Last month, New York City mayor Bill de Blasio was asked to comment on the pay disparity between FDNY EMS personnel and firefighting personnel to which he stated, “the work is different.” Of course that is true but that does not make it lesser. Across the country, and definitely in our system, there is typically less downtime working on an ambulance and to attend training they have to find time off to attend it. If it implies it’s less dangerous, don’t forget our colleague who was assaulted early February while breaking up a carjacking. Back injuries and other disabilities are common. All of my colleagues know equal numbers of fire and EMS personnel who have committed suicide, as do I.

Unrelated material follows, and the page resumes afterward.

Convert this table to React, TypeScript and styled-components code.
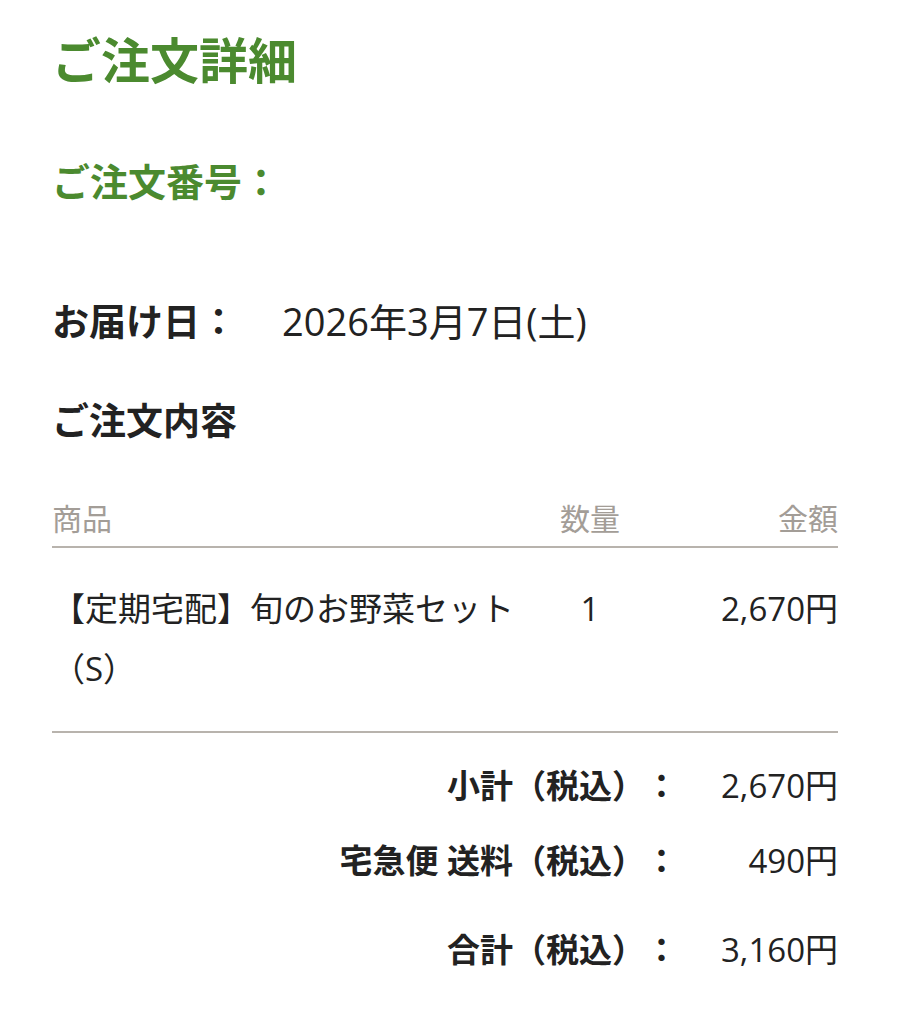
import React from 'react';
import styled, { createGlobalStyle } from 'styled-components';

type Item = {
  name: string;
  qty: number;
  price: number;
};

type Fee = {
  label: string;
  amount: number;
  spaced?: boolean;
};

const GlobalStyle = createGlobalStyle`
  html, body {
    margin: 0;
    padding: 0;
    background: #fff;
  }
  body {
    font-family: "Open Sans", "Noto Sans CJK JP", sans-serif;
    color: #222;
    text-spacing-trim: space-all;
  }
`;

const Page = styled.div`
  padding: 29px 61px 40px 52px;
`;

const Title = styled.h1`
  margin: 0;
  font-size: 49px;
  line-height: 62px;
  font-weight: 700;
  color: #4b8a2f;
`;

const OrderNo = styled.h2`
  margin: 66px 0 0;
  font-size: 38px;
  line-height: 48px;
  font-weight: 700;
  color: #4b8a2f;
`;

const DeliveryRow = styled.div`
  display: flex;
  align-items: baseline;
  margin-top: 93px;
  font-size: 37px;
  line-height: 47px;
`;

const DeliveryLabel = styled.span`
  font-weight: 700;
  width: 230px;
`;

const DeliveryDate = styled.span`
  font-weight: 400;
  font-size: 38px;
`;

const SectionTitle = styled.h3`
  margin: 52px 0 0;
  font-size: 37px;
  line-height: 47px;
  font-weight: 700;
`;

const Table = styled.div`
  margin-top: 55px;
`;

const Row = styled.div<{ $head?: boolean }>`
  display: grid;
  grid-template-columns: 1fr 136px 180px;
  border-bottom: 2px solid #b8b3ad;
  padding: ${(p) => (p.$head ? '0 0 8px' : '31px 0 32px')};
  font-size: ${(p) => (p.$head ? '30px' : '33px')};
  line-height: ${(p) => (p.$head ? '39px' : '60px')};
  color: ${(p) => (p.$head ? '#a39d97' : '#222')};
`;

const Cell = styled.div<{ $align?: 'left' | 'center' | 'right' }>`
  text-align: ${(p) => p.$align ?? 'left'};
`;

const Summary = styled.div`
  display: grid;
  grid-template-columns: 1fr 160px;
  margin-top: 30px;
  font-size: 33px;
  line-height: 45px;
`;

const FeeLabel = styled.div<{ $gap: number }>`
  text-align: right;
  font-weight: 700;
  margin-top: ${(p) => p.$gap}px;
`;

const FeeValue = styled.div<{ $gap: number }>`
  text-align: right;
  margin-top: ${(p) => p.$gap}px;
`;

const items: Item[] = [{ name: '【定期宅配】旬のお野菜セット（S）', qty: 1, price: 2670 }];

const fees: Fee[] = [
  { label: '小計（税込）：', amount: 2670 },
  { label: '宅急便 送料（税込）：', amount: 490 },
  { label: '合計（税込）：', amount: 3160, spaced: true },
];

const yen = (n: number) => `${n.toLocaleString('ja-JP')}円`;

export default function App() {
  return (
    <>
      <GlobalStyle />
      <Page>
        <Title>ご注文詳細</Title>
        <OrderNo>ご注文番号：</OrderNo>
        <DeliveryRow>
          <DeliveryLabel>お届け日：</DeliveryLabel>
          <DeliveryDate>2026年3月7日(土)</DeliveryDate>
        </DeliveryRow>
        <SectionTitle>ご注文内容</SectionTitle>
        <Table>
          <Row $head>
            <Cell>商品</Cell>
            <Cell $align="center">数量</Cell>
            <Cell $align="right">金額</Cell>
          </Row>
          {items.map((it) => (
            <Row key={it.name}>
              <Cell>{it.name}</Cell>
              <Cell $align="center">{it.qty}</Cell>
              <Cell $align="right">{yen(it.price)}</Cell>
            </Row>
          ))}
        </Table>
        <Summary>
          {fees.map((f, i) => (
            <React.Fragment key={f.label}>
              <FeeLabel $gap={i === 0 ? 0 : f.spaced ? 44 : 30}>{f.label}</FeeLabel>
              <FeeValue $gap={i === 0 ? 0 : f.spaced ? 44 : 30}>{yen(f.amount)}</FeeValue>
            </React.Fragment>
          ))}
        </Summary>
      </Page>
    </>
  );
}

We should consider moving away from the same goal posts used by the fire department when responding to medical calls. Rather than an immediate response by 6 personnel on two apparatus followed by an expensive but inconclusive trip to the emergency room, most patients need resource education and more comprehensive primary care. This city's system is already better than others I've worked in but the alternative programs the Department runs like CARES' mobile integrated health care, Community Response Team's advanced field psychiatric treatment, and CMED2's low priority call management need to be expanded to reach all citizens. This would require a drastic restructuring of the response framework to medical calls into something more similar to a police department with multiple units at dozens of calls for up to an hour each sometimes. It would also require viewing EMS as a public service instead of a profit-making opportunity. Ambulance transport would be reserved for all of the sickest patients and responses would never be prolonged with improved resource management. This could become a model for EMS to the rest of the country. First, though, the process needs some sunlight and more input from the community as well as the EMTs whose careers are up in the air every 12 months.